Burning Question:  Why is it that churches tend to overlook gluttony?  With the obesity epidemic going on in this country and the challenges that believers and nonbelievers face regarding this issue, should we (believers) address this issue during our fellowship times and the grand feasts that accompany them?

Sometimes finding balance can be a challenging thing.  The tension in dealing with the gluttony issue is that it involves the overuse of something (food) which is a daily necessity in our lives.  This sets it up as a challenging issue in a very unique way.  Overuse of cigarettes carries no challenge . . . cigarettes will kill you via lung cancer or any other variety of ways, so the amount of use is not up for debate.  Wisdom dictates that they be avoided.  Overuse of alcohol leads to drunkenness and a wide variety of dangers to the drinker and any who cross their path.  Alcohol is not a daily necessity and if it is, there are bigger issues to be addressed!  But the challenge with gluttony is that the one who struggles with it can never remove themselves from the temptation . . . a person has to eat to live.  Herein lies the tension.  So how does a church address the issue of gluttony and where is the balance between offering fulfillment to one’s need (food) even in the context of fellowship, yet not causing a person who struggles to be unduly tempted?

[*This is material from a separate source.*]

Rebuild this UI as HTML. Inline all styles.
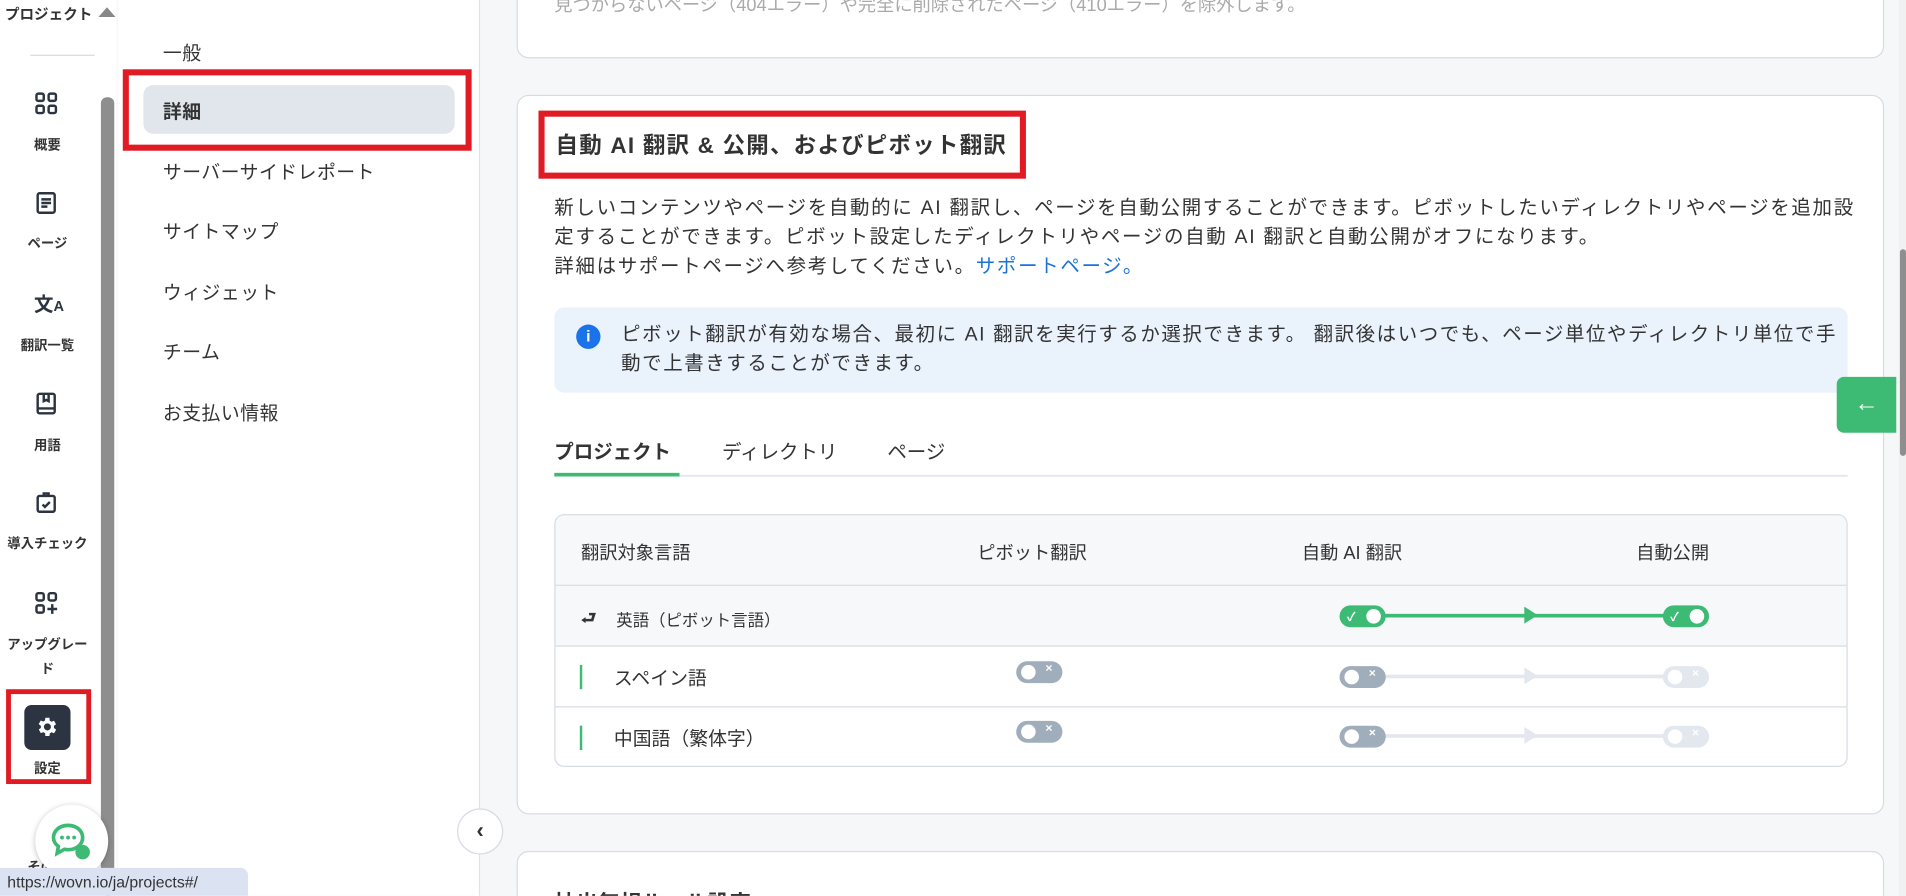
<!DOCTYPE html>
<html><head><meta charset="utf-8"><style>
*{box-sizing:border-box;margin:0;padding:0}
html,body{width:1906px;height:896px;overflow:hidden;background:#f6f7f9}
body{font-family:"Liberation Sans","Noto Sans CJK JP",sans-serif;color:#333}
#w{position:absolute;left:0;top:0;width:1568px;height:737px;transform:scale(1.21556);transform-origin:0 0;overflow:hidden;background:#f6f7f9}
.a{position:absolute}
.nav{left:0;top:0;width:96px;height:737px;background:#fff}
.ni{position:absolute;left:0;width:78px;text-align:center;font-size:11px;font-weight:bold;color:#333}
.sub{left:97px;top:0;width:298px;height:737px;background:#fff;border-right:1px solid #dfe3e8}
.si{position:absolute;left:37px;font-size:15.5px;color:#333;letter-spacing:.4px}
.card{background:#fff;border:1px solid #d6dce4;border-radius:10px}
.tog{position:absolute;width:38px;height:18px;border-radius:9px}
.tog i{position:absolute;top:3px;width:12px;height:12px;border-radius:6px;background:#fff}
.tog b{position:absolute;top:1px;font-size:10px;color:#fff;font-weight:bold}
</style></head><body><div id="w">
<div class="a nav">
 <div class="a" style="left:4px;top:3px;font-size:12px;font-weight:bold">プロジェクト</div>
 <div class="a" style="left:81px;top:6px;width:0;height:0;border-left:7px solid transparent;border-right:7px solid transparent;border-bottom:8px solid #888"></div>
 <div class="a" style="left:25px;top:45px;width:53px;height:1px;background:#d6dce4"></div>
 <div class="a" style="left:83px;top:80px;width:11px;height:657px;background:#8e8e8e;border-radius:5px"></div>
 <svg class="a" style="left:28px;top:75px" width="20" height="20" viewBox="0 0 20 20" fill="none" stroke="#2b3440" stroke-width="2"><rect x="2" y="2" width="6" height="6" rx="1.5"/><rect x="12" y="2" width="6" height="6" rx="1.5"/><rect x="2" y="12" width="6" height="6" rx="1.5"/><rect x="12" y="12" width="6" height="6" rx="1.5"/></svg>
 <div class="ni" style="top:111px">概要</div>
 <svg class="a" style="left:28px;top:157px" width="20" height="20" viewBox="0 0 20 20" fill="none" stroke="#2b3440" stroke-width="2"><rect x="3" y="2" width="14" height="16" rx="1.5"/><path d="M6 7h8M6 10h8M6 13h5"/></svg>
 <div class="ni" style="top:192px">ページ</div>
 <div class="a" style="left:28px;top:237px;font-size:16px;font-weight:bold;color:#2b3440">文<span style="font-size:12px">A</span></div>
 <div class="ni" style="top:276px">翻訳一覧</div>
 <svg class="a" style="left:28px;top:322px" width="20" height="20" viewBox="0 0 20 20" fill="none" stroke="#2b3440" stroke-width="2"><rect x="3" y="2" width="14" height="16" rx="1.5"/><path d="M3 14h14M8 2v6l2-1 2 1V2"/></svg>
 <div class="ni" style="top:358px">用語</div>
 <svg class="a" style="left:28px;top:404px" width="20" height="20" viewBox="0 0 20 20" fill="none" stroke="#2b3440" stroke-width="2"><rect x="3" y="4" width="14" height="13" rx="1.5"/><path d="M8 4V2h4v2M7 11l2 2 4-4"/></svg>
 <div class="ni" style="top:439px">導入チェック</div>
 <svg class="a" style="left:28px;top:486px" width="20" height="20" viewBox="0 0 20 20" fill="none" stroke="#2b3440" stroke-width="2"><rect x="2" y="2" width="6" height="6" rx="1.5"/><rect x="12" y="2" width="6" height="6" rx="1.5"/><rect x="2" y="12" width="6" height="6" rx="1.5"/><path d="M15 11v8M11 15h8"/></svg>
 <div class="ni" style="top:521px;line-height:20px">アップグレー<br>ド</div>
 <div class="a" style="left:5px;top:567px;width:70px;height:78px;border:4px solid #e01b24"></div>
 <div class="a" style="left:20px;top:580px;width:38px;height:37px;background:#2b3440;border-radius:6px"></div>
 <svg class="a" style="left:29px;top:588px" width="20" height="20" viewBox="0 0 24 24"><path fill="#fff" d="M19.4 13a7.5 7.5 0 000-2l2.1-1.6-2-3.5-2.5 1a7 7 0 00-1.7-1L15 3h-4l-.4 2.7a7 7 0 00-1.7 1l-2.5-1-2 3.5L6.6 11a7.5 7.5 0 000 2l-2.1 1.6 2 3.5 2.5-1a7 7 0 001.7 1L11 21h4l.4-2.7a7 7 0 001.7-1l2.5 1 2-3.5zM13 15.5a3.5 3.5 0 110-7 3.5 3.5 0 010 7z" transform="translate(-1 0)"/></svg>
 <div class="ni" style="top:624px">設定</div>
 <div class="ni" style="top:705px">その他</div>
</div>
<div class="a sub">
 <div class="si" style="top:32px">一般</div>
 <div class="a" style="left:21px;top:70px;width:256px;height:40px;background:#e1e6ec;border-radius:8px"></div>
 <div class="a" style="left:4px;top:57px;width:287px;height:67px;border:5px solid #e01b24"></div>
 <div class="si" style="top:80px;font-weight:bold">詳細</div>
 <div class="si" style="top:130px">サーバーサイドレポート</div>
 <div class="si" style="top:179px">サイトマップ</div>
 <div class="si" style="top:229px">ウィジェット</div>
 <div class="si" style="top:278px">チーム</div>
 <div class="si" style="top:328px">お支払い情報</div>
</div>
<div class="a" style="left:376px;top:665px;width:38px;height:38px;border-radius:19px;background:#fff;border:1px solid #d6dce4;text-align:center;font-size:18px;line-height:34px;font-weight:bold">‹</div>
<div class="a card" style="left:425px;top:-20px;width:1125px;height:68px"><div class="a" style="left:30px;top:12px;font-size:15px;color:#aaa">見つからないページ（404エラー）や完全に削除されたページ（410エラー）を除外します。</div></div>
<div class="a card" style="left:425px;top:78px;width:1125px;height:592px">
 <div class="a" style="left:17px;top:12px;width:401px;height:56px;border:5px solid #e01b24"></div>
 <div class="a" style="left:31px;top:27px;font-size:18.5px;font-weight:bold;letter-spacing:1px">自動 AI 翻訳 &amp; 公開、およびピボット翻訳</div>
 <div class="a" style="left:30px;top:81px;width:1070px;font-size:16px;line-height:24px;color:#333;letter-spacing:1.4px">新しいコンテンツやページを自動的に AI 翻訳し、ページを自動公開することができます。ピボットしたいディレクトリやページを追加設定することができます。ピボット設定したディレクトリやページの自動 AI 翻訳と自動公開がオフになります。<br>詳細はサポートページへ参考してください。<span style="color:#1a73d9">サポートページ。</span></div>
 <div class="a" style="left:30px;top:174px;width:1064px;height:70px;background:#eaf2fc;border-radius:8px">
  <div class="a" style="left:18px;top:14px;width:20px;height:20px;border-radius:10px;background:#1a73e8;color:#fff;font-size:13px;font-weight:bold;text-align:center;line-height:20px">i</div>
  <div class="a" style="left:55px;top:11px;width:1010px;font-size:16px;line-height:24px;letter-spacing:1.3px">ピボット翻訳が有効な場合、最初に AI 翻訳を実行するか選択できます。 翻訳後はいつでも、ページ単位やディレクトリ単位で手動で上書きすることができます。</div>
 </div>
 <div class="a" style="left:30px;top:279px;font-size:16px;font-weight:bold">プロジェクト</div>
 <div class="a" style="left:168px;top:279px;font-size:16px">ディレクトリ</div>
 <div class="a" style="left:304px;top:279px;font-size:16px">ページ</div>
 <div class="a" style="left:30px;top:312px;width:1064px;height:1px;background:#d6dce4"></div>
 <div class="a" style="left:30px;top:310px;width:103px;height:3px;background:#3dba74"></div>
 <div class="a" style="left:30px;top:344px;width:1064px;height:208px;border:1px solid #d6dce4;border-radius:8px;overflow:hidden;background:#fff">
  <div class="a" style="left:0;top:0;width:1064px;height:58px;background:#f7f8fa;border-bottom:1px solid #d6dce4"></div>
  <div class="a" style="left:0;top:58px;width:1064px;height:50px;background:#f7f8fa;border-bottom:1px solid #d6dce4"></div>
  <div class="a" style="left:0;top:108px;width:1064px;height:50px;border-bottom:1px solid #d6dce4"></div>
  <div class="a" style="left:21px;top:20px;font-size:15px">翻訳対象言語</div>
  <div class="a" style="left:347px;top:20px;font-size:15px">ピボット翻訳</div>
  <div class="a" style="left:614px;top:20px;font-size:15px">自動 AI 翻訳</div>
  <div class="a" style="left:889px;top:20px;font-size:15px">自動公開</div>
  <div class="a" style="left:21px;top:74px;font-size:14px;font-weight:bold">⮐</div>
  <div class="a" style="left:50px;top:75px;font-size:13.5px">英語（ピボット言語）</div>
  <div class="a" style="left:20px;top:123px;width:2px;height:20px;background:#3dba74"></div>
  <div class="a" style="left:48px;top:122px;font-size:15.5px">スペイン語</div>
  <div class="a" style="left:20px;top:173px;width:2px;height:20px;background:#3dba74"></div>
  <div class="a" style="left:48px;top:172px;font-size:15.5px">中国語（繁体字）</div>
  <div class="a" style="left:680px;top:81px;width:236px;height:3px;background:#3dba74"></div>
  <div class="a" style="left:797px;top:75px;border-left:11px solid #3dba74;border-top:7px solid transparent;border-bottom:7px solid transparent"></div>
  <div class="tog" style="left:645px;top:74px;background:#3dba74"><b style="left:6px">✓</b><i style="left:22px"></i></div>
  <div class="tog" style="left:911px;top:74px;background:#3dba74"><b style="left:6px">✓</b><i style="left:22px"></i></div>
  <div class="tog" style="left:379px;top:120px;background:#a0adba"><i style="left:4px"></i><b style="left:24px">×</b></div>
  <div class="a" style="left:680px;top:131px;width:236px;height:3px;background:#e3e8ee"></div>
  <div class="a" style="left:797px;top:125px;border-left:11px solid #e3e8ee;border-top:7px solid transparent;border-bottom:7px solid transparent"></div>
  <div class="tog" style="left:645px;top:124px;background:#a0adba"><i style="left:4px"></i><b style="left:24px">×</b></div>
  <div class="tog" style="left:911px;top:124px;background:#e3e8ee"><i style="left:4px"></i><b style="left:24px">×</b></div>
  <div class="tog" style="left:379px;top:169px;background:#a0adba"><i style="left:4px"></i><b style="left:24px">×</b></div>
  <div class="a" style="left:680px;top:180px;width:236px;height:3px;background:#e3e8ee"></div>
  <div class="a" style="left:797px;top:174px;border-left:11px solid #e3e8ee;border-top:7px solid transparent;border-bottom:7px solid transparent"></div>
  <div class="tog" style="left:645px;top:173px;background:#a0adba"><i style="left:4px"></i><b style="left:24px">×</b></div>
  <div class="tog" style="left:911px;top:173px;background:#e3e8ee"><i style="left:4px"></i><b style="left:24px">×</b></div>
 </div>
</div>
<div class="a card" style="left:425px;top:700px;width:1125px;height:80px"><div class="a" style="left:30px;top:28px;font-size:18px;font-weight:bold">抽出無視ルール設定</div></div>
<div class="a" style="left:1511px;top:310px;width:49px;height:46px;background:#3dba74;border-radius:6px 0 0 6px;color:#fff;font-size:20px;text-align:center;line-height:44px">←</div>
<div class="a" style="left:1562px;top:0;width:6px;height:737px;background:#f1f1f1"></div>
<div class="a" style="left:1563px;top:205px;width:5px;height:170px;background:#8e8e8e;border-radius:3px"></div>
<div class="a" style="left:29px;top:662px;width:60px;height:60px;border-radius:30px;background:#fff;box-shadow:0 1px 5px rgba(0,0,0,.25)"></div>
<svg class="a" style="left:41px;top:676px" width="38" height="34" viewBox="0 0 38 34"><path d="M15 3C8 3 3 7.5 3 13c0 3 1.5 5.5 4 7.3L6 26l6-3.3c1 .2 2 .3 3 .3 7 0 12-4.5 12-10S22 3 15 3z" fill="#fff" stroke="#3dba74" stroke-width="3"/><circle cx="10" cy="13" r="1.6" fill="#3dba74"/><circle cx="15" cy="13" r="1.6" fill="#3dba74"/><circle cx="20" cy="13" r="1.6" fill="#3dba74"/><circle cx="27" cy="25" r="6" fill="#3dba74"/></svg>
<div class="a" style="left:0;top:714px;width:204px;height:23px;background:#dbe3f3;border-radius:0 6px 0 0;font-size:13px;padding:4px 0 0 6px;color:#333">https://wovn.io/ja/projects#/</div>
</div></body></html>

Romans 14:13-23 would seem to speak into the situation when it states that we are not to cause a brother (fellow believer) to stumble and be tempted for the sake of something we do not find offensive.  The context here is not specifically a reference to food in general but to food that had been offered to idols which, in a first century context, carried the notion that one was partaking in idol worship by eating the leftovers of what had been offered to the false gods.  There was a lot of baggage associated with eating this food.  Paul says that there is nothing inherently wrong with eating that food because false idols are not even gods at all.  However, if eating the food caused issues for a weaker believer, then just abstain out of love for the weaker brother in Christ.  Harming a man’s walk with God is not worth the 120 seconds of tasty goodness that would come from eating some leftover food from a pagan worship service!

For us today, this context is not so much the point.  I haven’t noticed any daily specials on leftover idol-meat in the butcher department at Publix.  So how do we balance showing love for one who may struggle with gluttony while providing a daily necessity (food) in a way that facilitates fellowship?  After all, there is something incredibly bonding about sharing a meal with others and you even see this in the New Testament (think Lord’s Supper here!)  Even more, at what point is the “struggler” responsible to manage their decisions and how far does a church go to be mindful of their need?  Does a church disallow women in attendance because of the presence of men who struggle with lust?  Does a church refrain from passing an offering plate because of the presence of redeemed thieves who once stole before they met Jesus?  You may think, “Ok Brooks, you’re getting sarcastic now!” but really, I am just painting a picture of the tension that surrounds this.

So what are some options?   Here are a few to consider . . . we can call it “food for thought” (pun intended):

1.  Consider the inclusion of certain healthy food choices for those who desire to fellowship around the table but want to be conscious of their food choices.  At FBCI, we often have fruit, yogurt, bottled water, and other options available during this time between our two morning worship services;

2.  Provide the fellowship in a setting where it is not mandatory that one attend.  At FBCI, this location is in our fellowship hall and falls between our two morning worship services.  It is in an “out-of-the-way” location and certainly does not require that one attend between the services;

3.  Be mindful that food is not a necessity for fellowship.  Regardless of popular belief, “food, fun, and fellowship” should not be the mission statement of the local church!  We can enjoy one another without food or drinks and should keep this in mind when planning events.

Gluttony is an often-overlooked challenge for some and our culture reflects that.  Perhaps we can keep in mind the teaching of Paul in 1 Corinthians 12:26-27.  Even though we are each individuals, we are also all “one” in the body of Christ.  Sometimes loving our brother means we adjust some things for the sake of others, not just in the area of food but in other areas, as well.